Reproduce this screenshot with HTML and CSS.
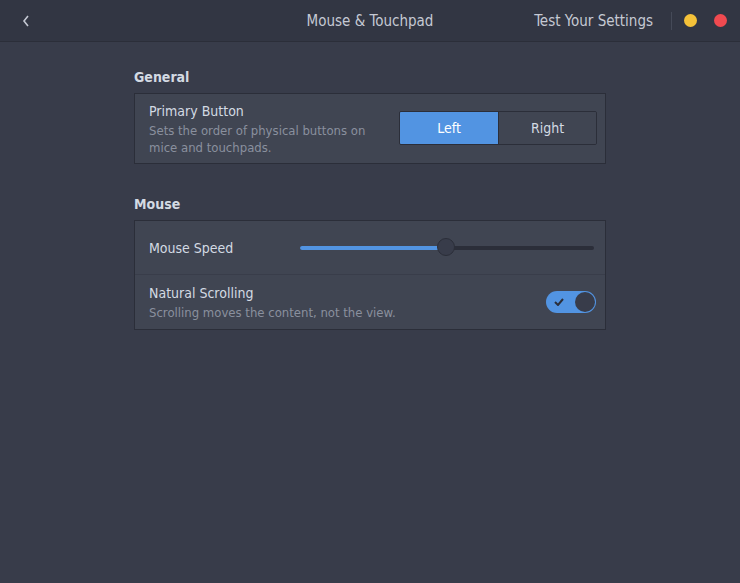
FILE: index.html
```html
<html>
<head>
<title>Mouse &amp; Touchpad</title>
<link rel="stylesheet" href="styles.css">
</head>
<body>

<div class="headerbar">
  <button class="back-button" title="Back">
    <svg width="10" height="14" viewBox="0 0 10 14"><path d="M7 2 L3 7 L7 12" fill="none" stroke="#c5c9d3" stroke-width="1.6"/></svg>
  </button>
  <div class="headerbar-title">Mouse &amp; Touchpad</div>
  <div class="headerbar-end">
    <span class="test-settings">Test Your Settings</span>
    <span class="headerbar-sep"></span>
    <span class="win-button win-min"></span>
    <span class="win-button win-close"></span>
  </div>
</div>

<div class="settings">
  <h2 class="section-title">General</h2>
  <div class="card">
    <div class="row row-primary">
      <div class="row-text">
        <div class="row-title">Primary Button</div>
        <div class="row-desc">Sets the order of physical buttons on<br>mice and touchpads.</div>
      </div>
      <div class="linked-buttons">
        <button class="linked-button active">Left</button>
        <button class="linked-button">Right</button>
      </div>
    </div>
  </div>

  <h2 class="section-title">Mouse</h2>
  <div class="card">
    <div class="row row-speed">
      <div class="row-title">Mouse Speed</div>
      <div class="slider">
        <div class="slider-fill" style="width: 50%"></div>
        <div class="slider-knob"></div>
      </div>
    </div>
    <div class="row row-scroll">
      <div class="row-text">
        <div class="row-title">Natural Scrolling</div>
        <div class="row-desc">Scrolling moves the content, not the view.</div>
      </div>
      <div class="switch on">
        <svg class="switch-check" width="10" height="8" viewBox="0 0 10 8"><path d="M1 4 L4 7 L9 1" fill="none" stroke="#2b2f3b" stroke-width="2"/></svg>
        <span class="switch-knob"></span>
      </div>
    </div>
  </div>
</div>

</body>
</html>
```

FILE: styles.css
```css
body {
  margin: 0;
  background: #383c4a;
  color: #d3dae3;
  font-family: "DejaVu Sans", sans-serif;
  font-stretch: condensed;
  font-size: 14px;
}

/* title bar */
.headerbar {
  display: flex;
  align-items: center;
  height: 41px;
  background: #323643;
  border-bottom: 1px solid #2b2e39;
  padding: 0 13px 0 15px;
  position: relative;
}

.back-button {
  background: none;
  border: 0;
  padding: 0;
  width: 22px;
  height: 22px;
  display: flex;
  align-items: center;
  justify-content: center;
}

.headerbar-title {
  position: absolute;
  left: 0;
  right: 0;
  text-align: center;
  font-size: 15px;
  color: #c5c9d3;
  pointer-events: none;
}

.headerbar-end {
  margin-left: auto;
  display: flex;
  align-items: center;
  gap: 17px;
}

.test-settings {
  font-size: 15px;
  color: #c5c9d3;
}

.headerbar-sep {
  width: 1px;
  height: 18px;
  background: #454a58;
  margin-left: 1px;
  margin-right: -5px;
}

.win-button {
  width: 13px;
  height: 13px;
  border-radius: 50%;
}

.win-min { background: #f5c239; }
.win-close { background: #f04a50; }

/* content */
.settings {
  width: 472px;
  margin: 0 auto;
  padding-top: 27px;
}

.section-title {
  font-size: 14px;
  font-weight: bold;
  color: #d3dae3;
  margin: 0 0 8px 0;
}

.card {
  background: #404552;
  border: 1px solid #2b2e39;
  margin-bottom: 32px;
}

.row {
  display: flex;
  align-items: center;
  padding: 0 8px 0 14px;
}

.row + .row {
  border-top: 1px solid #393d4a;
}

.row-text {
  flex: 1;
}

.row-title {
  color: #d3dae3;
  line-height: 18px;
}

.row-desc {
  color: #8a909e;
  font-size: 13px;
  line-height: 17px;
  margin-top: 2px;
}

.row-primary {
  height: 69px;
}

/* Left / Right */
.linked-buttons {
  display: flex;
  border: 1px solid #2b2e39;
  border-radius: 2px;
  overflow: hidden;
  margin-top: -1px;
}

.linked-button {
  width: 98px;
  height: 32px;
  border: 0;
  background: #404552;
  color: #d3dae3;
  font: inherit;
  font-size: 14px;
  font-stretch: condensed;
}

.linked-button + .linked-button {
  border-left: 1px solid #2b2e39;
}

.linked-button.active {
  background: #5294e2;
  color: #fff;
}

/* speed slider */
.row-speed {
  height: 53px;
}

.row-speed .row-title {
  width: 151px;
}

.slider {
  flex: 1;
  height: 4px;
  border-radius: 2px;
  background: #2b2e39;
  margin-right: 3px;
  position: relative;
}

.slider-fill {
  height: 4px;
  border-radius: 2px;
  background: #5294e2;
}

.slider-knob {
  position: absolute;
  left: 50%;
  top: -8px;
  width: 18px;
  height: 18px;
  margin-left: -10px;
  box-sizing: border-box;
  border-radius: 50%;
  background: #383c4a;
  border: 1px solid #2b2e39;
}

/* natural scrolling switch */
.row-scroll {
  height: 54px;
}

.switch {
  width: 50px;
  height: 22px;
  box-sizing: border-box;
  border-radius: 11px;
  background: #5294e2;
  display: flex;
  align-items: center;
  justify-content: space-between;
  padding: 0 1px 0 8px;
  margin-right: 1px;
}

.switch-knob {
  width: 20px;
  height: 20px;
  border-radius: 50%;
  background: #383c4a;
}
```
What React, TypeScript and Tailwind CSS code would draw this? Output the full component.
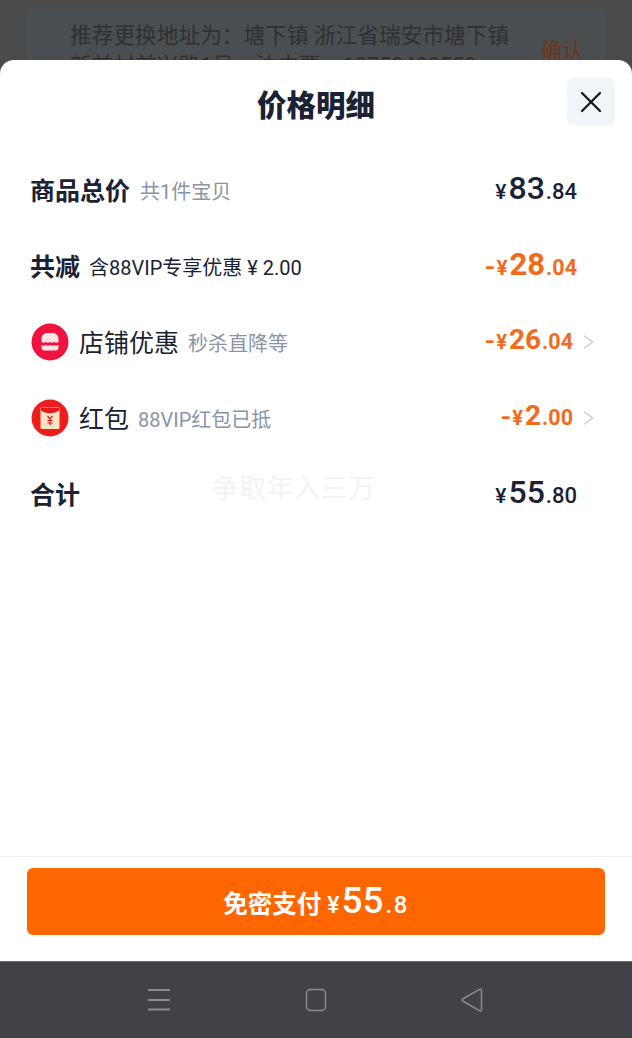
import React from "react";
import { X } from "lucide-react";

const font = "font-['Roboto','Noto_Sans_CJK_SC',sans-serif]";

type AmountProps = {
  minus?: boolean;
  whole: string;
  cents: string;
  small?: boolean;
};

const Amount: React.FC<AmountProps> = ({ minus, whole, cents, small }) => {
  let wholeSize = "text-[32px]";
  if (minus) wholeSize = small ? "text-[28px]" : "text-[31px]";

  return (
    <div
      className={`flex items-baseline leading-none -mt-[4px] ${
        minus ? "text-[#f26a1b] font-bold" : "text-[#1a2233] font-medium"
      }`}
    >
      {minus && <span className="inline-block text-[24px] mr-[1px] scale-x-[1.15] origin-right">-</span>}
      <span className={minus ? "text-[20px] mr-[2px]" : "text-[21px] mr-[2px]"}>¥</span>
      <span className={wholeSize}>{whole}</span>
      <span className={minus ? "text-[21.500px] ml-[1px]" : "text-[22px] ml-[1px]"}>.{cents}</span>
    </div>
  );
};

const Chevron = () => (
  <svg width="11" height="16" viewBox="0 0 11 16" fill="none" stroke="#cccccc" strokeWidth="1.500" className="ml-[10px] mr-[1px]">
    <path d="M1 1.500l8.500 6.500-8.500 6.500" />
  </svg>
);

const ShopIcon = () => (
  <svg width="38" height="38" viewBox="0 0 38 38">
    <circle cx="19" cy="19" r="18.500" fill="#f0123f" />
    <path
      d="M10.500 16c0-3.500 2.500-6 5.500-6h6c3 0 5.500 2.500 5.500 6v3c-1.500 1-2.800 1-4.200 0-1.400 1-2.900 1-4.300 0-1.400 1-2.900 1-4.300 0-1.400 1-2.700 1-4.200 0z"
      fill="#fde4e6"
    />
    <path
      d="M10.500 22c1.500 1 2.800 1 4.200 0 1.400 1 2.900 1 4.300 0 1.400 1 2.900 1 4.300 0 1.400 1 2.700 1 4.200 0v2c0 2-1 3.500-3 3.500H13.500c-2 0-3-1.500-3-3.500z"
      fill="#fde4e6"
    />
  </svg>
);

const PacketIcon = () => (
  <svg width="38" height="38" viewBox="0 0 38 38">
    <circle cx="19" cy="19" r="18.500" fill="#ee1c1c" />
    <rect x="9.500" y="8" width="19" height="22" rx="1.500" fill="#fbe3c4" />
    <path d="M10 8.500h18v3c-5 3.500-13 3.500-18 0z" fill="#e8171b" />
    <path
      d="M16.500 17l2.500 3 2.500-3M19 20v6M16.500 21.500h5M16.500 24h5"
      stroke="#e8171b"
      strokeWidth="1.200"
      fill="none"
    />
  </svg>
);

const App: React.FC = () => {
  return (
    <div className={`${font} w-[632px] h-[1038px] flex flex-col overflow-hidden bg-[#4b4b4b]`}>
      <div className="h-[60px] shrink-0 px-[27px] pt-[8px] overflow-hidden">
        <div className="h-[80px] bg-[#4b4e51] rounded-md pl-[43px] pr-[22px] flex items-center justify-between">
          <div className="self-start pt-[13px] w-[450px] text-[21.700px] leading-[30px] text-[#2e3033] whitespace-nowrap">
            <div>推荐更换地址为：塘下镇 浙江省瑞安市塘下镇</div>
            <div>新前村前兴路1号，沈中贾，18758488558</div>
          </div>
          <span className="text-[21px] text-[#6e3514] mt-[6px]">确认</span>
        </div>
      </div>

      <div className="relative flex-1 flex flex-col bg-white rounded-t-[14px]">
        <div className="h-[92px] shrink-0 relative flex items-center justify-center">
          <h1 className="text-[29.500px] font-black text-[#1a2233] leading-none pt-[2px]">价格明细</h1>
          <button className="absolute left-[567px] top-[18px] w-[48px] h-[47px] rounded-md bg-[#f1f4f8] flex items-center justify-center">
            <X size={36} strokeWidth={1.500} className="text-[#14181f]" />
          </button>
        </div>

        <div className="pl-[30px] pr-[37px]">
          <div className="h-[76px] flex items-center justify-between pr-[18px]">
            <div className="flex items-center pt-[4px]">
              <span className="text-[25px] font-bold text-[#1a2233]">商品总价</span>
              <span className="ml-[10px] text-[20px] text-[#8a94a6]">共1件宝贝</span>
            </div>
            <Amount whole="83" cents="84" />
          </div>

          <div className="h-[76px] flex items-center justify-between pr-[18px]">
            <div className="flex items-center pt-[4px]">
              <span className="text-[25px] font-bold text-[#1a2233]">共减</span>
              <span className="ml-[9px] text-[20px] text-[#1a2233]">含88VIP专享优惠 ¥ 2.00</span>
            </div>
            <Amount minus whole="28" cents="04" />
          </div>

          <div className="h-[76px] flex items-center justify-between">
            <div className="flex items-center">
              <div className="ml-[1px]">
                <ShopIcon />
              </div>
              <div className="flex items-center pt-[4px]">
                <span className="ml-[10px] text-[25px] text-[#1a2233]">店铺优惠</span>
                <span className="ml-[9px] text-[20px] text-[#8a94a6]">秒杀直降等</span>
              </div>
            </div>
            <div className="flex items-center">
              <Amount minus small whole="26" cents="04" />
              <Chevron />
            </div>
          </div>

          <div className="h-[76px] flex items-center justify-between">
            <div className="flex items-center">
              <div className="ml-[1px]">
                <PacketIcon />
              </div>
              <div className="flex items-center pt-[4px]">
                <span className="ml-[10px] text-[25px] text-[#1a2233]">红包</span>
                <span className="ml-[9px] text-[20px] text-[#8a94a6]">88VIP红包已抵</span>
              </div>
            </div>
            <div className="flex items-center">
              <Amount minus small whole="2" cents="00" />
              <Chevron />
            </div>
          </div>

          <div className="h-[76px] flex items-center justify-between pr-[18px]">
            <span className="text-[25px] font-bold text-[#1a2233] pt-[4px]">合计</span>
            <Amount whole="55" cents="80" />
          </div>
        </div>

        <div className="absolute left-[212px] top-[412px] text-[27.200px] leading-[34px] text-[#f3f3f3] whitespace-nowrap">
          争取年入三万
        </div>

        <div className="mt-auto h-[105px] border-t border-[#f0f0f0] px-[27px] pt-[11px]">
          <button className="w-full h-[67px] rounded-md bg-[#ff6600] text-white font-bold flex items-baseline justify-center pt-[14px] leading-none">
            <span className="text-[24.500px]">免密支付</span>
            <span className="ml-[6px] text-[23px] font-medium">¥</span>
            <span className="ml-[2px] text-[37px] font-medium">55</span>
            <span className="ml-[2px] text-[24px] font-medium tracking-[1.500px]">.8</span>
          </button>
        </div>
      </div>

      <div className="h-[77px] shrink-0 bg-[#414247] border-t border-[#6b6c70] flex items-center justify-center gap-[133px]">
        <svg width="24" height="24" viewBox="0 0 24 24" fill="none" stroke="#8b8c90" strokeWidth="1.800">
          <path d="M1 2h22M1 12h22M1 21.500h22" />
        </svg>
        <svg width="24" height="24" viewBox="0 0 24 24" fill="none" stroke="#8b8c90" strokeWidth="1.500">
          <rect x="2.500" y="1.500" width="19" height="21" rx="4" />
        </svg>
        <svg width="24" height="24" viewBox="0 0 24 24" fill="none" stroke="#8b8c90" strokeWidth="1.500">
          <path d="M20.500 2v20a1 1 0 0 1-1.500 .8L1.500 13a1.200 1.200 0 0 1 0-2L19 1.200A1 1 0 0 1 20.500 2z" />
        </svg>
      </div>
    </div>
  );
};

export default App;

_ _ _ _ _

What is expected. Return the material from the line containing "What React, TypeScript" through the line containing "if (minus) wholeSize", exactly and in full, but without its pictures.

Answer for the task.
What React, TypeScript and Tailwind CSS code would draw this? Output the full component.
import React from "react";
import { X } from "lucide-react";

const font = "font-['Roboto','Noto_Sans_CJK_SC',sans-serif]";

type AmountProps = {
  minus?: boolean;
  whole: string;
  cents: string;
  small?: boolean;
};

const Amount: React.FC<AmountProps> = ({ minus, whole, cents, small }) => {
  let wholeSize = "text-[32px]";
  if (minus) wholeSize = small ? "text-[28px]" : "text-[31px]";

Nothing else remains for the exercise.